Transformer Impedance

Positive Sequence Impedance

The transformer positive sequence impedance is also called the short circuit impedance (because it is measured from a short circuit test) or the impedance voltage (because a voltage is measured from the short circuit test - more details below).

Two Winding Transformer

Impedance Measurement

Positive sequence impedance test circuit for three-phase 2-winding transformer

The positive sequence impedance is measured from a standard short circuit test (see figure right). In this test, one set of windings is shorted (typically the LV windings) and a three-phase voltage source is applied to the other set of windings. The voltage is steadily increased until the rated phase current is measured.

The voltage at this point is called the impedance voltage. When the impedance voltage is expressed as a per-unit value (on the transformer rated line-to-line voltage), the impedance voltage is equivalent to the per-unit impedance, i.e.

${\displaystyle {\frac {V_{z}}{V_{n}}}={\frac {I_{n}}{I_{n}}}{\frac {Z_{1}}{Z_{b}}}=Z_{1,pu}\,}$

where ${\displaystyle V_{z}\,}$ is the measured impedance voltage (V)
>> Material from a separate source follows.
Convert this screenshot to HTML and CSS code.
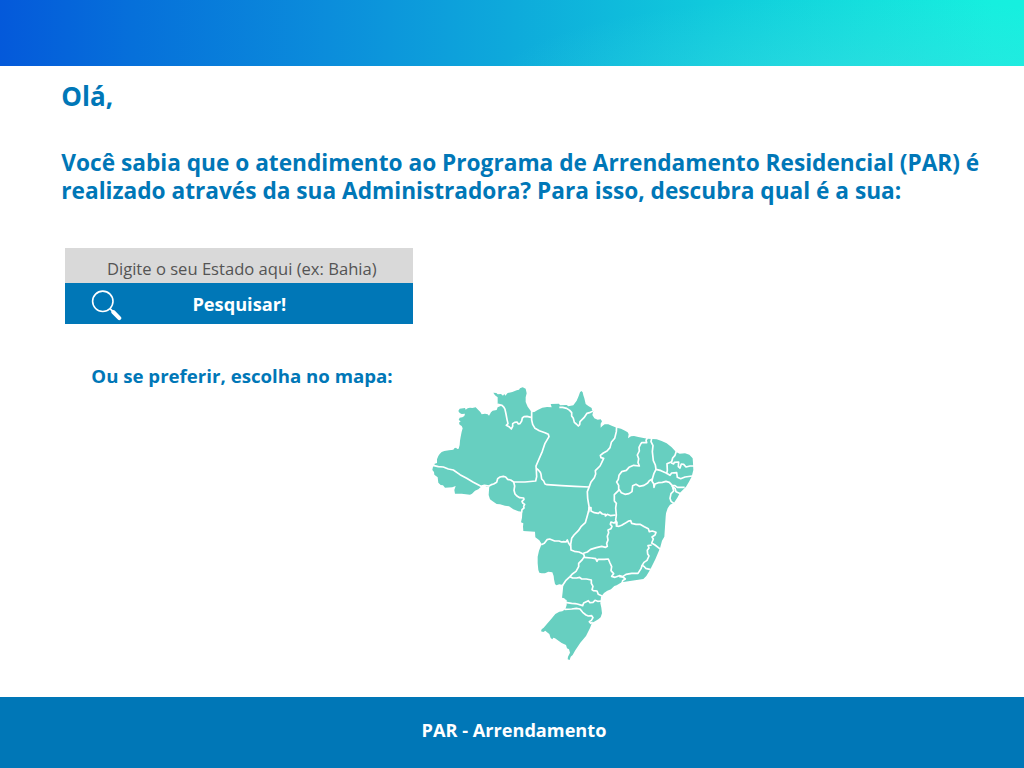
FILE: index.html
```html
<!DOCTYPE html>
<html lang="pt-BR">
<head>
<meta charset="utf-8">
<title>PAR - Arrendamento</title>
<link rel="stylesheet" href="styles.css">
</head>
<body>
<div class="page">
  <header class="banner"></header>
  <main class="content">
    <h1 class="greeting">Olá,</h1>
    <p class="intro">Você sabia que o atendimento ao Programa de Arrendamento Residencial (PAR) é<br>realizado através da sua Administradora? Para isso, descubra qual é a sua:</p>
    <form class="search">
      <input class="search-input" type="text" placeholder="Digite o seu Estado aqui (ex: Bahia)">
      <button class="search-button" type="button">
        <svg class="search-icon" viewBox="0 0 32 32" aria-hidden="true">
          <circle cx="12.8" cy="12.3" r="10.2" fill="none" stroke="#fff" stroke-width="1.6"/>
          <path d="M20 19.7l3 3" stroke="#fff" stroke-width="1.8"/>
          <path d="M23.3 23l6 6.1" stroke="#fff" stroke-width="4" stroke-linecap="round"/>
        </svg>
        <span>Pesquisar!</span>
      </button>
    </form>
    <div class="map-row">
      <p class="map-label">Ou se preferir, escolha no mapa:</p>
      <svg class="map" viewBox="0 0 840 870" role="img" aria-label="Mapa do Brasil">
        <path class="land" d="M22 270L24 260 28 256 29 251 36 249 36 238 40 228 44 222 50 216 58 213 72 211 85 209 88 205 93 203 97 207 101 206 104 195 105 182 107 170 110 155 113 145 110 138 104 134 102 128 107 124 101 120 104 113 112 112 118 108 120 101 110 102 104 99 100 93 104 86 120 84 122 89 128 85 135 83 142 84 152 82 160 90 166 96 170 103 180 101 188 103 192 107 198 97 203 92 215 90 218 82 229 77 218 71 218 52 210 46 205 38 214 39 218 43 228 42 234 47 238 42 241 47 248 39 262 36 275 31 282 29 285 25 293 22 302 26 305 40 302 52 302 66 308 80 320 97 328 96 338 90 352 83 366 81 380 82 377 72 402 71 405 76 425 75 430 79 445 76 455 62 461 48 465 37 469 33 473 37 475 46 478 55 482 72 490 78 500 84 501 91 505 94 502 105 508 115 518 119 527 118 531 124 527 131 527 143 532 138 539 133 550 133 560 137 575 143 588 146 600 152 608 157 611 163 609 175 618 169 627 168 640 171 667 176 695 178 710 183 725 190 740 202 753 216 764 221 780 220 793 224 803 235 804 250 805 270 800 290 792 305 783 320 765 338 757 353 747 368 735 374 728 385 723 400 722 410 720 440 718 470 711 482 705 505 691 538 675 570 664 588 655 597 630 601 590 607 575 616 568 618 558 628 547 632 537 639 528 650 526 670 529 683 531 700 527 712 520 718 510 724 501 728 495 744 483 768 466 788 450 812 443 825 437 830 434 840 428 838 429 830 435 818 432 808 426 805 423 795 410 789 390 775 385 773 382 778 377 774 373 762 366 757 361 752 355 756 348 754 350 748 356 743 365 733 378 718 391 702 403 695 412 694 421 688 425 675 425 660 420 658 418 655 411 653 413 636 415 615 403 613 394 616 390 612 387 598 386 588 382 577 370 575 360 580 350 580 343 578 340 570 338 550 338 530 342 512 350 492 343 481 331 472 330 455 295 453 294 440 295 430 288 427 291 413 292 395 280 394 265 388 252 379 240 377 225 373 215 372 203 364 195 358 191 345 192 330 193 319 185 320 177 316 168 320 160 328 150 332 141 341 135 344 110 341 90 341 88 330 92 318 82 322 60 323 54 316 47 315 40 308 38 292 28 284 27 276Z"/>
        <g class="borders">
          <path d="M24 256L40 260 55 261 70 267 85 270 105 284 125 295 145 307 168 319 178 316 192 318 199 314 206 312 215 307 218 296 225 291 235 289 242 291 248 298 257 300 266 306 300 306 332 303 335 290 334 270 333 258 352 214 360 190 372 170 370 163 360 158 343 152 330 145 323 133 320 120 320 94"/>
          <path d="M218 73L231 76 237 82 240 88 243 102 246 118 249 131 244 136 252 140 259 147 263 139 263 131 269 127 276 126 280 132 285 131 290 123 292 114 297 110 306 109 318 112"/>
          <path d="M266 306L269 318 267 331 270 342 277 349 284 353 296 354 297 358 291 364 293 369 299 373 296 379 297 384 291 389 290 397"/>
          <path d="M334 265L340 270 346 277 348 283 350 297 356 303 360 312 366 314 410 317 450 319 492 321"/>
          <path d="M403 82L413 82 425 85 434 91 440 98 440 108 445 115 448 127 454 132 460 138 464 134 465 125 477 113 486 100 496 97 504 94"/>
          <path d="M575 138L574 155 569 175 559 187 555 203 546 213 535 219 526 226 528 233 536 235 530 248 525 258 511 272 512 282 508 293 498 306 492 322 487 335 488 355 493 385 487 407 481 428 468 440 460 452 447 465 440 475 437 493 438 510 448 514 462 516 475 522"/>
          <path d="M667 174L663 181 665 188 650 188 647 192 642 202 643 213 637 225 641 236 639 248 643 258 626 256 612 262 604 271 590 275 582 286 580 298 575 306 581 316 581 331 568 344 568 363 574 370 572 384 574 405 572 420 576 428 575 437"/>
          <path d="M582 328L589 338 600 343 612 341 621 335 623 317 633 313 643 319 657 316 668 309 673 302 682 297 681 304 686 311 687 322 690 312 700 308 712 307 723 304 733 307 742 317 750 317 757 322 779 322"/>
          <path d="M740 318L750 325 753 335 767 341M743 322L746 333 738 341 735 355 738 364 749 372"/>
          <path d="M680 175L678 185 684 197 682 215 685 242 691 255 693 268 708 272 725 280 727 271 726 251 740 245 743 234 750 226 754 214"/>
          <path d="M738 248L746 252 748 247 761 246 760 260 765 264 769 252 776 253 783 261 795 258 808 258"/>
          <path d="M725 280L735 286 740 279 755 278 757 292 767 296 780 291 802 288M693 268L687 280 682 297"/>
          <path d="M491 397L492 383 498 383 498 393 508 398 520 400 525 396 532 402 541 403 541 408 547 403 557 407 572 405"/>
          <path d="M575 437L572 425 567 429 558 426 556 433 561 439 558 446 549 450 551 458 547 469 549 480 545 490 547 499 542 502 530 499 514 503 497 508 487 516 475 520"/>
          <path d="M572 438L582 439 590 436 600 430 611 423 617 422 620 430 633 433 645 433 658 440 670 446 673 455 682 453 693 457 690 465 681 471 685 477 680 489 690 495 707 508"/>
          <path d="M680 495L669 497 672 504 667 511 668 522 672 528 666 541 657 547 651 557 648 566 639 580 620 580 603 583 593 590 583 587 570 592 560 589 566 581 558 572 560 560 555 549 550 537 538 538 519 538 516 544 512 536 499 534 477 532"/>
          <path d="M650 555L658 560 662 565 677 569M583 590L594 591 601 597 593 602 591 611"/>
          <path d="M349 494L358 490 366 479 374 477 389 483 402 483 410 486 416 485 423 486 427 480 431 490 437 498"/>
          <path d="M475 520L478 529 472 539 461 550 461 560 453 574 442 582 435 590 422 602 412 617"/>
          <path d="M435 590L443 594 455 594 464 592 470 597 484 597 499 600 499 610 504 619 501 629 505 632 516 633 520 643 531 648"/>
          <path d="M421 667L440 670 450 671 457 672 473 677 476 669 490 662 495 668 504 667 510 661 518 664 530 663"/>
          <path d="M419 688L440 687 454 685 465 687 473 697 483 705 490 708 500 707 504 713 499 721 493 725 497 730 503 727"/>
        </g>
      </svg>
    </div>
  </main>
  <footer class="footer">PAR - Arrendamento</footer>
</div>
</body>
</html>
```
FILE: styles.css
```css
* {
  box-sizing: border-box;
}

body {
  margin: 0;
  background: #fff;
  font-family: "Open Sans", "Noto Sans", sans-serif;
  color: #0077b7;
}

.page {
  display: flex;
  flex-direction: column;
  width: 1024px;
  height: 768px;
  overflow: hidden;
}

.banner {
  flex: none;
  height: 66px;
  background:
    radial-gradient(ellipse 360px 90px at 850px 86px, rgba(64, 220, 226, 0.5), rgba(64, 220, 226, 0.22) 55%, rgba(64, 220, 226, 0)),
    linear-gradient(90deg, #0459da 0%, #0670da 13%, #0b8ddb 32%, #0eaadb 50%, #10cbdc 70%, #14e0dd 85%, #16efdf 97%, #16f0df 100%);
}

.content {
  flex: 1;
  min-height: 0;
  padding: 13px 0 0 61.3px;
}

.greeting {
  margin: 0;
  font-size: 26px;
  font-weight: 700;
  line-height: 34px;
}

.intro {
  margin: 36px 0 0;
  font-size: 22.66px;
  font-weight: 700;
  line-height: 28px;
  white-space: nowrap;
}

.search {
  display: flex;
  flex-direction: column;
  width: 348px;
  margin: 43px 0 0 4px;
}

.search-input {
  height: 35.4px;
  padding: 5px 0 0 5px;
  border: 0;
  border-radius: 0;
  background: #d9d9d9;
  font: 400 16.6px "Open Sans", sans-serif;
  text-align: center;
}

.search-input::placeholder {
  color: #545454;
  opacity: 1;
}

.search-button {
  display: grid;
  grid-template-columns: 80px 1fr 80px;
  align-items: center;
  height: 41px;
  padding: 0;
  border: 0;
  background: #0077b7;
  color: #fff;
  font: 700 18.2px "Open Sans", sans-serif;
}

.search-icon {
  width: 32px;
  height: 32px;
  margin: 2px 0 0 25px;
}

.map-row {
  display: flex;
  align-items: flex-start;
  margin-top: 38.6px;
}

.map-label {
  width: 333.7px;
  margin: 0;
  padding-left: 30px;
  font-size: 18.65px;
  font-weight: 700;
  line-height: 25px;
  white-space: nowrap;
}

.map {
  flex: none;
  width: 280px;
  height: 290px;
  margin: 17px 0 0 30px;
}

.land {
  fill: #67cfc0;
}

.borders {
  fill: none;
  stroke: #fff;
  stroke-width: 5;
  stroke-linejoin: round;
}

.footer {
  display: flex;
  flex: none;
  align-items: center;
  justify-content: center;
  height: 71px;
  padding: 0 0 6px 4px;
  background: #0077b7;
  color: #fff;
  font-size: 18.15px;
  font-weight: 700;
}
```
${\displaystyle V_{n}\,}$ is the rated transformer line-to-line voltage / base voltage (V)
${\displaystyle I_{n}\,}$ is the rated transformer current (A)
${\displaystyle Z_{1}\,}$ is the positive sequence impedance (${\displaystyle \Omega }$)
${\displaystyle Z_{b}\,}$ is the transformer base impedance (${\displaystyle \Omega }$)
${\displaystyle Z_{1,pu}\,}$ is the positive sequence impedance (pu)

The impedance voltage is also often expressed as a percentage (Z%).

Copper Losses

Full load copper (or iron) losses are measured in the same test as the impedance voltage by taking the power reading (from the wattmeter in the test circuit). The copper losses represent the ${\displaystyle I^{2}R}$ losses from the full load current in the phase windings, as well as stray losses due to induced eddy currents from leakage fluxes in the windings, core clamps, tank and other magnetic pathways.

Calculation of ${\displaystyle R_{1}}$ and ${\displaystyle X_{1}}$

The resistive and reactive components of the positive sequence transformer impedance can be estimated from the two short circuit test measurements - 1) impedance voltage, and 2) full load copper losses. The expressions below calculate the resistance and reactance in per-unit quanitities.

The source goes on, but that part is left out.